Verzögerungen der ehrgeizigen Pläne der Stadt Ulm gibt es dadurch nicht. Wie Ulrich Soldner, der Leiter der Abteilung Liegenschaften und Wirtschaftsförderung bei der Stadt Ulm, auf Anfrage sagt, könne vermutlich wie geplant Ende 2020 mit der Vermarktung der Grundstücke begonnen werden. Die Altlasten-Sanierung solle im Herbst kommenden Jahres beginnen. Diese Zeit würde ohnehin benötigt um die Erschließungsplanung zu erledigen. Denn hier seien die Kapazitäten bei der Ulmer Bauverwaltung knapp.
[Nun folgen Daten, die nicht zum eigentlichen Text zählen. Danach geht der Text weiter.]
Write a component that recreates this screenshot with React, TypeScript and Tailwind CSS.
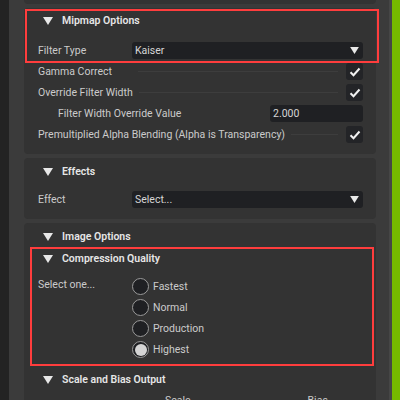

Schon jetzt zeichne sich ab, dass die Nachfrage nach den Grundstücken an Ulms Einkaufsstraße groß ist: Bereits 80 Voranfragen flatterten Soldner auf den Tisch. „Aus beinah allen Branchen“, sagt Soldner. Nur einer nicht: Erotik. Denn dieses ansonsten in der Blaubeurer Straße weit verbreitete Gewerbe wurde im Bebauungsplan ausdrücklich ausgeschlossen. Laut einem Rahmenplan „Nördlich der Blaubeurer Straße“ist die Aufteilung in über zehn unterschiedlich große Grundstücke angedacht.
Platz für Handwerker
Als Zielgruppe stehen bei Flächen ab 1300 Quadratmeter vorrangig kleinere Handwerksbetriebe und Dienstleister im Vordergrund. Erreichbar soll das neue Gewerbegebiet auf dem Moco-Areal durch den Ausbau der bestehenden Straße hinter Ikea sein. Erklärtes Ziel der Stadtverwaltung ist es, diese nördlich des schwedischen Möbelhauses verlaufende Straße einmal an die Schillerstraße anzubinden.